Private equity funds hire people straight from an MBA or with two to three years’ corporate finance or strategy consulting experience. Venture capital funds typically hire people from high-tech industries, finance-related or consulting jobs. Roxanne Matthews, a recruitment officer at 3i, says the company only hires people with three to five years’ experience.

Junior staff at both private equity and venture capital funds are typically number crunchers who scrutinise the accounts of companies in which the fund is thinking of investing.

The next rung in the hierarchy is comprised of principals, who appraise whether an investment deal is worth pursuing and, if it is, do anything from arranging the right legal documentation to negotiating the right price to ensure the deal takes place.

Originators are at the top of the tree. They are usually the fund’s partners, who, as the title suggests, originate deals – ie, find new companies in which the company can invest. They then oversee the deals and make the most money if one of the fund’s investments is sold at a profit.

Other jobs in private equity and venture capital are peripheral to the business of doing deals. One of the most important is investor relations, which involves communicating with investors and raising money for future funds.

Pay

Pay for senior people working in private equity and venture capital is generous.

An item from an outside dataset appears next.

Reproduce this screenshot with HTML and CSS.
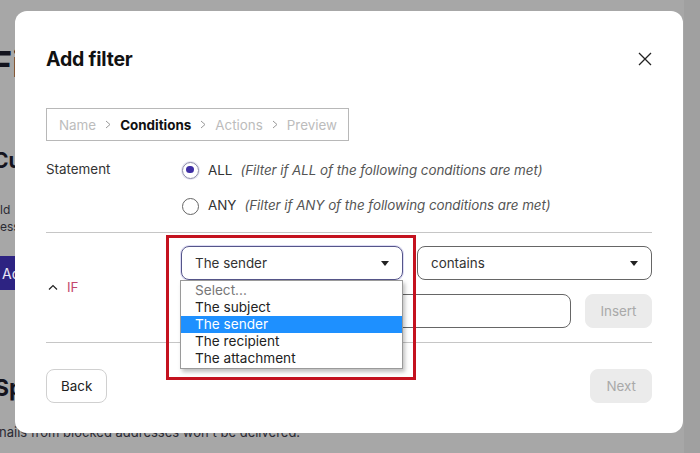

Partners make most of their money by drawing a joint 20-25% share of all the profits made by the fund, a form of payment known as 'carried interest' or 'carry'. A AU$500m fund can easily make AU$100m in profits over a six-year period and this might be shared between four or five partners in addition to a handful of principals.

According to a survey by Boss Magazine, the head of a large private equity firm might draw a base salary of AU$360k to AU$520k, but this is before bonuses. A director may receive a base salary of AU$250k to AU$280k, while an associate might receive AU$175k to AU$200k.

Base salaries for analysts working in private equity are between AU$80k and AU$100k, although bonuses can be nearly double that amount.

Skills

If you want to work in private equity or venture capital, you’ll need to be an academic and professional wunderkind; funds only accept the best.

• Greg Minton, a partner at Sydney-based private equity fund Archer Capital, says he is looking for a degree of entrepreneurialism in candidates. “You need to have a mix of strategic skills, operational understanding, an analytical mind and you need to be financially literate.”

• Patrick Elliott, co-founder of Next Capital, a Sydney-based private equity firm established in 2005, says: “Overall we are looking for candidates who think fast on their feet and creatively. People skills are needed to progress through to partnership. Their ability to sell to management, vendors and advisors pre deal and to influence management post deal is critical to the success of the fund and the firm. Even at the analyst level we are looking for people that have the right ‘soft stuff’.”

• Lori Sabet, senior vice-president at Carlyle, a large US private equity group, says most junior hires come from investment banking or strategy consulting. Former bankers need experience in one of three areas, Sabet says – either corporate finance and mergers and acquisitions, financial sponsors (dealing with private equity firms) or leveraged finance (funding involving a higher proportion of debt than usual).